TASK TO CARRY OUT ->
Please print exactly the lines below, from the start of the material up to and including the line with "min-h-screen flex-col bg-[#fff5b4]", but none of the pictures.

COLLECTED MATERIAL ->
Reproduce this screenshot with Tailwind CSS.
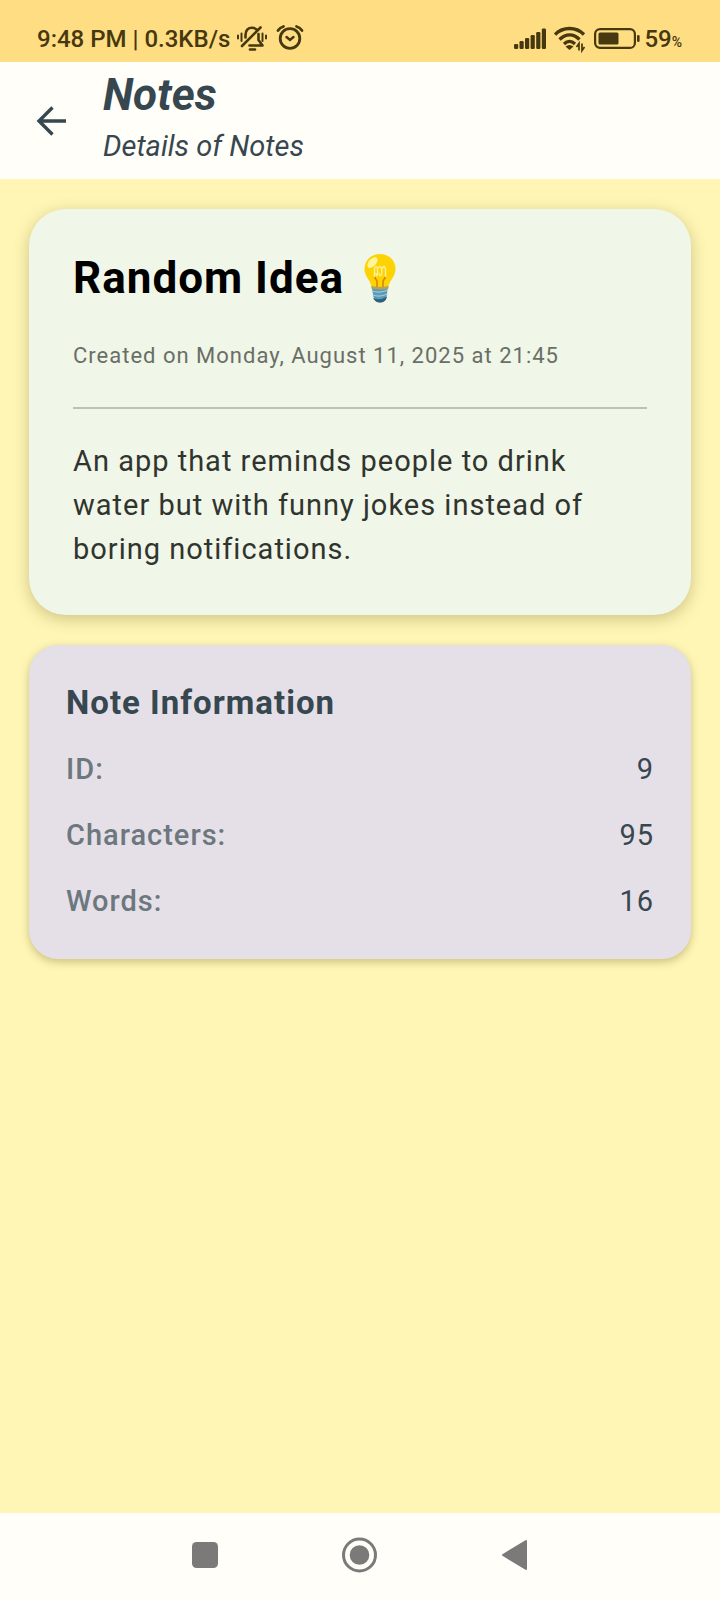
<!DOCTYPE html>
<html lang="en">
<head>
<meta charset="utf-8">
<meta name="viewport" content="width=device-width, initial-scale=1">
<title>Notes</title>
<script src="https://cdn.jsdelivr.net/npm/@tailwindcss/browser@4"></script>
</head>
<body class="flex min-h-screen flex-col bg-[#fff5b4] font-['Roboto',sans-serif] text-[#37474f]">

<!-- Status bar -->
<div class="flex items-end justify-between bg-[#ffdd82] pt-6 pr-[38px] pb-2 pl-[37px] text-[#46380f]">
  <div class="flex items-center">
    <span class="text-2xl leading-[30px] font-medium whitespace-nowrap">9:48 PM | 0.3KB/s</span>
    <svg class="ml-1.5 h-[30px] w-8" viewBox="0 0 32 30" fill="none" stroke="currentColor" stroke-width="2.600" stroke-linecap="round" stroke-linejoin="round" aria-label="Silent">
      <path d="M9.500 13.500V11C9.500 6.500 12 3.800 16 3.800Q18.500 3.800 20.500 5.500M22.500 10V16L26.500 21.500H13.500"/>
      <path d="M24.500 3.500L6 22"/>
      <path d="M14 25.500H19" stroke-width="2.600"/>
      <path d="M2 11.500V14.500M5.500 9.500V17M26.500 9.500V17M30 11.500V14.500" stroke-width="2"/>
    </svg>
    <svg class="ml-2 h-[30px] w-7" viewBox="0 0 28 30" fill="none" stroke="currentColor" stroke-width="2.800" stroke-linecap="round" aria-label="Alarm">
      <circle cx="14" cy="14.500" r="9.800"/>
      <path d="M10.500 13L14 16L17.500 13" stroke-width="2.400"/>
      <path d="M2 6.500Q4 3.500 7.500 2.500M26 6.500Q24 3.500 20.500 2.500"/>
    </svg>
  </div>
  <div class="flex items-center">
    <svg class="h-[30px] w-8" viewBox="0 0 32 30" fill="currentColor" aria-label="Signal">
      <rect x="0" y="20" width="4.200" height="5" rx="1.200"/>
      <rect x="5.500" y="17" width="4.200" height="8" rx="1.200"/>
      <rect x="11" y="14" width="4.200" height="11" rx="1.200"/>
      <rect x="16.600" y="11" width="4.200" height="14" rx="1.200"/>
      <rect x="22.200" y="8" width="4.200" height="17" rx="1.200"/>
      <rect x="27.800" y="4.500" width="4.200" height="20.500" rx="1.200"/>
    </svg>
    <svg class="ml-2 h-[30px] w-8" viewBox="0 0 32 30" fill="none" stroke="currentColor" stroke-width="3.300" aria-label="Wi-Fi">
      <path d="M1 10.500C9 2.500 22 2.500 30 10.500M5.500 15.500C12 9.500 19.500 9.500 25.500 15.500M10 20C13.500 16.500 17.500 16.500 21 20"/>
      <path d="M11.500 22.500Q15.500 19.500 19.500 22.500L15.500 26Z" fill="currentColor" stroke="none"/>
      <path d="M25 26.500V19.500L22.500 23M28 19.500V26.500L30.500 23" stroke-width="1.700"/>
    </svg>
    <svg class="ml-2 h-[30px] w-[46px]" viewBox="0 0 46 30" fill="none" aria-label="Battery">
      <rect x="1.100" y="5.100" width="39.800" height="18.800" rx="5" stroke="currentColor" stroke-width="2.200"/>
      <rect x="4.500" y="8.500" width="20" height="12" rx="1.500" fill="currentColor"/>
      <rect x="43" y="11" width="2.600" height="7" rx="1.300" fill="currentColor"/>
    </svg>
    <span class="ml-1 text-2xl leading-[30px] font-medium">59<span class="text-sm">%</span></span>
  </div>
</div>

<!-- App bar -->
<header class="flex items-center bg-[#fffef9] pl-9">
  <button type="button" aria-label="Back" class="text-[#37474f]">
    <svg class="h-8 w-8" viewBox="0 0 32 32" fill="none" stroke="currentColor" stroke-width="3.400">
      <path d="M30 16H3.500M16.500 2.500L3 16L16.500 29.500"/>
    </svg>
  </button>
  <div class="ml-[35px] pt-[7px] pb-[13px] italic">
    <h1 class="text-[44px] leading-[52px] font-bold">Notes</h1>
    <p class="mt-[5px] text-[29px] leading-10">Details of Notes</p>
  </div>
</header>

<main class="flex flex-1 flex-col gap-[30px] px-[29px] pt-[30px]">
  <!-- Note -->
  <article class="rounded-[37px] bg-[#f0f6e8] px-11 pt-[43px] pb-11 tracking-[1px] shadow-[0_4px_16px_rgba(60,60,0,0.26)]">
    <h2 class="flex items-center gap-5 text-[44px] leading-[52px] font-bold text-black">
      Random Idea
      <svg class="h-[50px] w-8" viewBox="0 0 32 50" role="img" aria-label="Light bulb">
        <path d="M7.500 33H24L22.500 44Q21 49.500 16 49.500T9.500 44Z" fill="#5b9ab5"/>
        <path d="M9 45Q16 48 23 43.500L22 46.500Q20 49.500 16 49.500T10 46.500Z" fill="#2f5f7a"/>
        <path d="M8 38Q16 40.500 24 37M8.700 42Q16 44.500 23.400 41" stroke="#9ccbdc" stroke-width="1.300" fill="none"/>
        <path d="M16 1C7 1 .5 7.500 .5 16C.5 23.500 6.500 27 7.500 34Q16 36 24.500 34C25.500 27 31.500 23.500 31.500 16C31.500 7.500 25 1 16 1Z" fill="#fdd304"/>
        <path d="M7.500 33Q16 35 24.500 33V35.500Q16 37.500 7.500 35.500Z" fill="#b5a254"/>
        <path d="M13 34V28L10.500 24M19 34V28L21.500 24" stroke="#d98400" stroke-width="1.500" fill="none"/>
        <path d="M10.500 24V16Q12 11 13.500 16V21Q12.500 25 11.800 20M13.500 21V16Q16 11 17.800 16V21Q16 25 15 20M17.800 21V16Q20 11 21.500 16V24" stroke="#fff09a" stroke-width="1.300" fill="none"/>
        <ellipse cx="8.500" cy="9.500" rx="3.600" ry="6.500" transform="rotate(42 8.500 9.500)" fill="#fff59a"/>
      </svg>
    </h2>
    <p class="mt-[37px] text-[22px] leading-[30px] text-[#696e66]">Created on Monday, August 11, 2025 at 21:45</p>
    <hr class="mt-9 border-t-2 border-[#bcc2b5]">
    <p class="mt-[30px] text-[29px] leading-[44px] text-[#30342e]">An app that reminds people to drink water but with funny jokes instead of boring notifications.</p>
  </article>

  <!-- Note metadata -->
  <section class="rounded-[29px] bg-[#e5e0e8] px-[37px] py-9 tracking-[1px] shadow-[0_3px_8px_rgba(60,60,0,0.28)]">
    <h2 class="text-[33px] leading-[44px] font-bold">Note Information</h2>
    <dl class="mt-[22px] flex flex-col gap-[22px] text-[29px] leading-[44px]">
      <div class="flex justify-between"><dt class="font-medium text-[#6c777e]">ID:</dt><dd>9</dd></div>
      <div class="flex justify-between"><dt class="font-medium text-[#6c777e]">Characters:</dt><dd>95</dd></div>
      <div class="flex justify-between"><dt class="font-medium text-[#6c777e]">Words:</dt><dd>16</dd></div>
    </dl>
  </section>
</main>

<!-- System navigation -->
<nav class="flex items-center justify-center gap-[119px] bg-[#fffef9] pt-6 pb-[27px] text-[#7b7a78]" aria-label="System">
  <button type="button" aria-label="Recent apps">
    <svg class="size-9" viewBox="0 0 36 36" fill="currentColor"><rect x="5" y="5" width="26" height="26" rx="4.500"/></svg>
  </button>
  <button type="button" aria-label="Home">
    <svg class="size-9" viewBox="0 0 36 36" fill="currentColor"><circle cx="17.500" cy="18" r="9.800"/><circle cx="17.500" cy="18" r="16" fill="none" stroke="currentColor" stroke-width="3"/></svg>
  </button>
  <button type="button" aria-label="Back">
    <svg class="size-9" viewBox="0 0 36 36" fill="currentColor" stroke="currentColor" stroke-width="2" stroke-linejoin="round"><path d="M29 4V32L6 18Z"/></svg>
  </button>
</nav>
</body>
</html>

RESULT OF THIS TASK ->
Reproduce this screenshot with Tailwind CSS.
<!DOCTYPE html>
<html lang="en">
<head>
<meta charset="utf-8">
<meta name="viewport" content="width=device-width, initial-scale=1">
<title>Notes</title>
<script src="https://cdn.jsdelivr.net/npm/@tailwindcss/browser@4"></script>
</head>
<body class="flex min-h-screen flex-col bg-[#fff5b4] font-['Roboto',sans-serif] text-[#37474f]">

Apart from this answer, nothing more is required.